_Problem to solve_
Copy every line of the data that includes the string "with".

_Dataset content_

──────────────────────────────

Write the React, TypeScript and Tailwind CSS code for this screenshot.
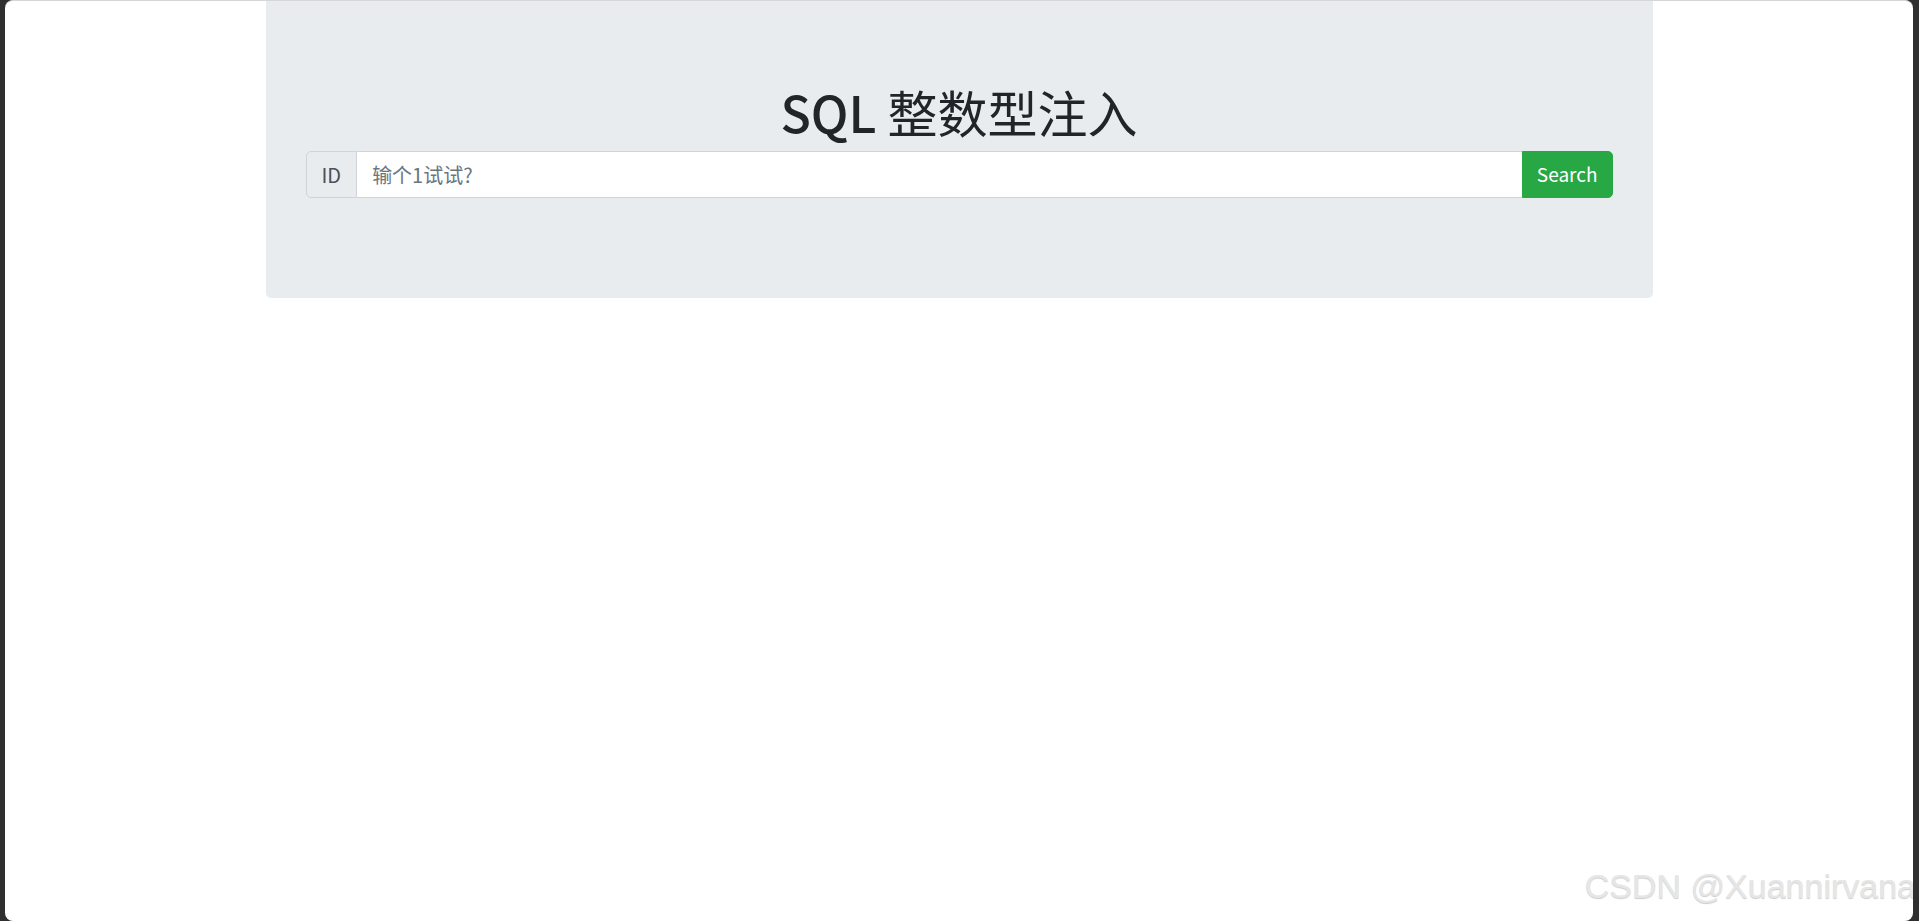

──────────────────────────────

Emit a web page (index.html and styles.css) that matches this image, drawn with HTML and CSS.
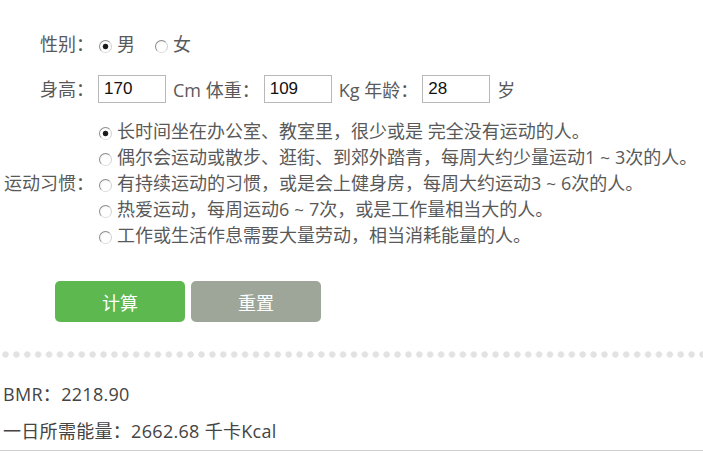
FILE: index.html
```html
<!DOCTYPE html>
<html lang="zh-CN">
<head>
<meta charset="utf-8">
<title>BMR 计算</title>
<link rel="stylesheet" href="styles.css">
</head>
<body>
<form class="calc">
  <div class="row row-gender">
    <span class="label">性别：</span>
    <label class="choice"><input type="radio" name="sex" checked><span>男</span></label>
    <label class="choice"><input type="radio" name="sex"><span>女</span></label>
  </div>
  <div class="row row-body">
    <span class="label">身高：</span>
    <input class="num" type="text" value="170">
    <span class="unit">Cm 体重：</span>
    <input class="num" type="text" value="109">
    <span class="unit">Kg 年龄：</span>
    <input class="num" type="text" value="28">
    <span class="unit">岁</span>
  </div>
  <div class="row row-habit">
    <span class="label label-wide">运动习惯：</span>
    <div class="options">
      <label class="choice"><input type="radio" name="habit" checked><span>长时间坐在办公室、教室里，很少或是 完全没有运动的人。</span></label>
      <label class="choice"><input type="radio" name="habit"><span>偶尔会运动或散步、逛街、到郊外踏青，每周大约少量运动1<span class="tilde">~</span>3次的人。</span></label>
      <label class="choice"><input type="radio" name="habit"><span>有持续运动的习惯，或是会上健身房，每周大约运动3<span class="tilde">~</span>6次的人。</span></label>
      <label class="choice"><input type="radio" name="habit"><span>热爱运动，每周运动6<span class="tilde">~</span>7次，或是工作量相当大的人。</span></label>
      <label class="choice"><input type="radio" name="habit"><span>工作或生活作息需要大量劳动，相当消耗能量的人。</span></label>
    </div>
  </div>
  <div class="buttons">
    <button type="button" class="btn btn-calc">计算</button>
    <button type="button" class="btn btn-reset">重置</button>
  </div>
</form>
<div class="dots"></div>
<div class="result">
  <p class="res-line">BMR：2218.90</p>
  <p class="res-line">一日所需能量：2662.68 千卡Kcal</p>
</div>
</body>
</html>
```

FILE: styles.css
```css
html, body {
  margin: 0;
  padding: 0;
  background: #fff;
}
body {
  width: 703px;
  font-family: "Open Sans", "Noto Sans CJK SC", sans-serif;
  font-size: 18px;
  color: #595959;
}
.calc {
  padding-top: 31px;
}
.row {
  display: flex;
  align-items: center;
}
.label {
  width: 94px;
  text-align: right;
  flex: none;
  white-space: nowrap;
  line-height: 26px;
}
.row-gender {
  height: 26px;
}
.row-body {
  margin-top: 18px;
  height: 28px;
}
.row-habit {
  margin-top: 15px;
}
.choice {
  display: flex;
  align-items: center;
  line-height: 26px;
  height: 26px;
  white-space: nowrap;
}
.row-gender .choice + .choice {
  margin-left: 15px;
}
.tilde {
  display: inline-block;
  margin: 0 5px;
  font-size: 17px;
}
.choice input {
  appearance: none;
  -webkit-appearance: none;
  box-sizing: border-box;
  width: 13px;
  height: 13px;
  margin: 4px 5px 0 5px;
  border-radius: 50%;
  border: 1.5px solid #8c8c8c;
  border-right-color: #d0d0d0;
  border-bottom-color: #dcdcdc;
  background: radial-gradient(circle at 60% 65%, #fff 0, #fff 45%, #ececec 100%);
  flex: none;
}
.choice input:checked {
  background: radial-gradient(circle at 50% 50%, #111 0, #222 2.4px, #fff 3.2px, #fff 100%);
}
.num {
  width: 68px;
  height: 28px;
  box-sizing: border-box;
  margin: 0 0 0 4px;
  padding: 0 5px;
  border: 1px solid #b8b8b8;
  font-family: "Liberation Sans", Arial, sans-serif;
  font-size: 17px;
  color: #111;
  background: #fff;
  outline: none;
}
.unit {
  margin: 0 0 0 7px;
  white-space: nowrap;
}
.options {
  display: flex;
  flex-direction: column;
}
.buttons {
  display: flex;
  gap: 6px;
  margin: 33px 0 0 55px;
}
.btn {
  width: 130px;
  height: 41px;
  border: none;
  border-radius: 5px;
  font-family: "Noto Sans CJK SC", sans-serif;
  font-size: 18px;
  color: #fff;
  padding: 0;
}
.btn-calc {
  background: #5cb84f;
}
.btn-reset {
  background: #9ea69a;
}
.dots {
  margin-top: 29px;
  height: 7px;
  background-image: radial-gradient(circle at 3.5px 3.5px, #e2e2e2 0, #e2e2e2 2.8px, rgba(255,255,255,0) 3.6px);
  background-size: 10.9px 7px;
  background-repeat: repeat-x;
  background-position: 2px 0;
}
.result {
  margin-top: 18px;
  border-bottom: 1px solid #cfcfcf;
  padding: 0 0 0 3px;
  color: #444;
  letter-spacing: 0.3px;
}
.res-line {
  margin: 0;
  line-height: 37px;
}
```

──────────────────────────────

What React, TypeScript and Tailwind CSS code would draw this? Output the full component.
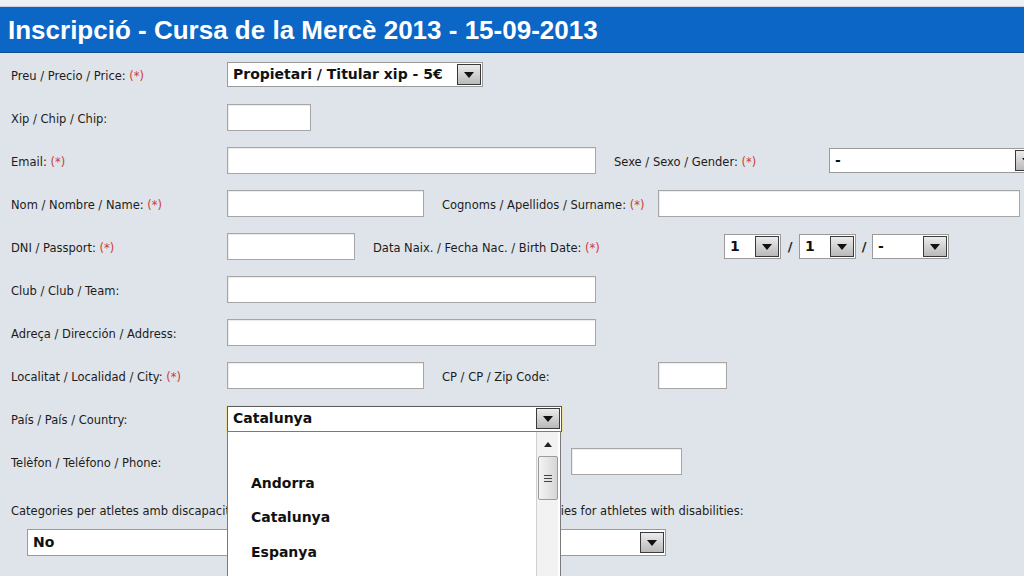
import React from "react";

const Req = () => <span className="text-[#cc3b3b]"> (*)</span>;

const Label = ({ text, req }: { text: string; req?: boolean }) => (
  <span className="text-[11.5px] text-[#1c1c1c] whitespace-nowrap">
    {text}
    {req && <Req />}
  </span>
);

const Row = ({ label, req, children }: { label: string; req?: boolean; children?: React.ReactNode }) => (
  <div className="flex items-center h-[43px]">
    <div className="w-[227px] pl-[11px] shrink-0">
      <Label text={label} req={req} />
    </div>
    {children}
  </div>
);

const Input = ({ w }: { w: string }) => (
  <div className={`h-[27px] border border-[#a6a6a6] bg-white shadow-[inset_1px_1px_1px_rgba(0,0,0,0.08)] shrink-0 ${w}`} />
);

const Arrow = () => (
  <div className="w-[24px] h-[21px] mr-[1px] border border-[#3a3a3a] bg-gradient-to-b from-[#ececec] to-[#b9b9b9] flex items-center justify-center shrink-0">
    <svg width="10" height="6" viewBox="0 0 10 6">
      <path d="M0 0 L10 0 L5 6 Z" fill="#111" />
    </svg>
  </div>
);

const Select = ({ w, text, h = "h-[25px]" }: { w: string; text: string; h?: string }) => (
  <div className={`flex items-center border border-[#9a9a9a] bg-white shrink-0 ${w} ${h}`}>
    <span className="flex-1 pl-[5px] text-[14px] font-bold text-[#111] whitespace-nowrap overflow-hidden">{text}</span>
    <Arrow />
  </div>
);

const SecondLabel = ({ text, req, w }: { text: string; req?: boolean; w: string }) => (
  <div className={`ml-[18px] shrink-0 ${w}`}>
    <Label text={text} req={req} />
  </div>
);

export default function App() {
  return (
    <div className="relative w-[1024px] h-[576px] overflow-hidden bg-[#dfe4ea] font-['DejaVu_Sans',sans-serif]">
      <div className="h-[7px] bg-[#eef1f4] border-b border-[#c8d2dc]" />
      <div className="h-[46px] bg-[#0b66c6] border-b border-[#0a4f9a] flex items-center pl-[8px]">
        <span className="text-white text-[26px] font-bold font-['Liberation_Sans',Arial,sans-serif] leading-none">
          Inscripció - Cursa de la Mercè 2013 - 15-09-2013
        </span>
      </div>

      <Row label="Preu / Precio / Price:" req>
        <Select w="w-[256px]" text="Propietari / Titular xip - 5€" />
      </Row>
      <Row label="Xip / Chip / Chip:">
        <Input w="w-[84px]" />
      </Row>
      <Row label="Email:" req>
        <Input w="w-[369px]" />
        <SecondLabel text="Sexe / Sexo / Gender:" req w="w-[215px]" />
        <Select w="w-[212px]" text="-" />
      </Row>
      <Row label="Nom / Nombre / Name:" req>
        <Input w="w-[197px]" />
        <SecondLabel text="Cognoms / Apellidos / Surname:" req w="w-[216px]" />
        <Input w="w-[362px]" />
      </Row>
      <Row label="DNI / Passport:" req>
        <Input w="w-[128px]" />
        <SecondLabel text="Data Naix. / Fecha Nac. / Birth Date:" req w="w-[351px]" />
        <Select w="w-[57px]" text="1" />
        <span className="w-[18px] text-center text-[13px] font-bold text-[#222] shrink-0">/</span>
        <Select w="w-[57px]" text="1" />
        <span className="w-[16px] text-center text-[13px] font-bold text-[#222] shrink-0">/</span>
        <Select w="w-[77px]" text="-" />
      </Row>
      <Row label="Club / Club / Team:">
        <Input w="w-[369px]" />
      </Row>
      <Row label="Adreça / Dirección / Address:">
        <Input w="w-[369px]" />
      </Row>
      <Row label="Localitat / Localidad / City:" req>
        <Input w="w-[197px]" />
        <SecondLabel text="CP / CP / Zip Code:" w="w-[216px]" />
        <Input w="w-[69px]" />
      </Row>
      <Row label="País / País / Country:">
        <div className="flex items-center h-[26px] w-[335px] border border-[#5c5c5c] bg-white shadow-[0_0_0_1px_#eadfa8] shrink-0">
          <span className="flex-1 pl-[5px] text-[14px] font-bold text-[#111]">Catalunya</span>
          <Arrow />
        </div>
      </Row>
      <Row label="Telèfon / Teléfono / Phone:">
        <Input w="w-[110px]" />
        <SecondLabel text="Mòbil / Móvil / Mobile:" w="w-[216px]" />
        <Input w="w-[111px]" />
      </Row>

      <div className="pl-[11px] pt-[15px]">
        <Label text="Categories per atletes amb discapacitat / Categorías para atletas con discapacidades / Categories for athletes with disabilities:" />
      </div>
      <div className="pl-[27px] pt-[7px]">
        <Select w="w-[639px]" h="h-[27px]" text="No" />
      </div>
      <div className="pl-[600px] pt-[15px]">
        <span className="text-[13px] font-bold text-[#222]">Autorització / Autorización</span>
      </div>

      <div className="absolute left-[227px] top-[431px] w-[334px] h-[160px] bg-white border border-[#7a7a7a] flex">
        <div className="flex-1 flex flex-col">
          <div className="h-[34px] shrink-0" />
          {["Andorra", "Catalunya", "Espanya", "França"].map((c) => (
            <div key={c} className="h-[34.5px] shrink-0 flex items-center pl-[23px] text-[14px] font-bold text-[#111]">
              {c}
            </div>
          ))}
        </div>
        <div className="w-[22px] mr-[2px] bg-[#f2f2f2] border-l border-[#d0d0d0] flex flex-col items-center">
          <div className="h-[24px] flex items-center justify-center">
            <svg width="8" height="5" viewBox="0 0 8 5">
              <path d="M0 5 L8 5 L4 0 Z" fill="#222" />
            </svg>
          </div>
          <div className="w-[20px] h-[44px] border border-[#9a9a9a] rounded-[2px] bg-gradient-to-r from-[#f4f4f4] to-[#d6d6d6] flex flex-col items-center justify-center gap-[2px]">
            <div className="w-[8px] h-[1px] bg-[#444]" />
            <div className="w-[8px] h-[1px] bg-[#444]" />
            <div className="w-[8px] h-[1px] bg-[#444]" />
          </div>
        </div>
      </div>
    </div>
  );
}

──────────────────────────────

_Answer to the exercise_
Emit a web page (index.html and styles.css) that matches this image, drawn with HTML and CSS.
        <Label text="Categories per atletes amb discapacitat / Categorías para atletas con discapacidades / Categories for athletes with disabilities:" />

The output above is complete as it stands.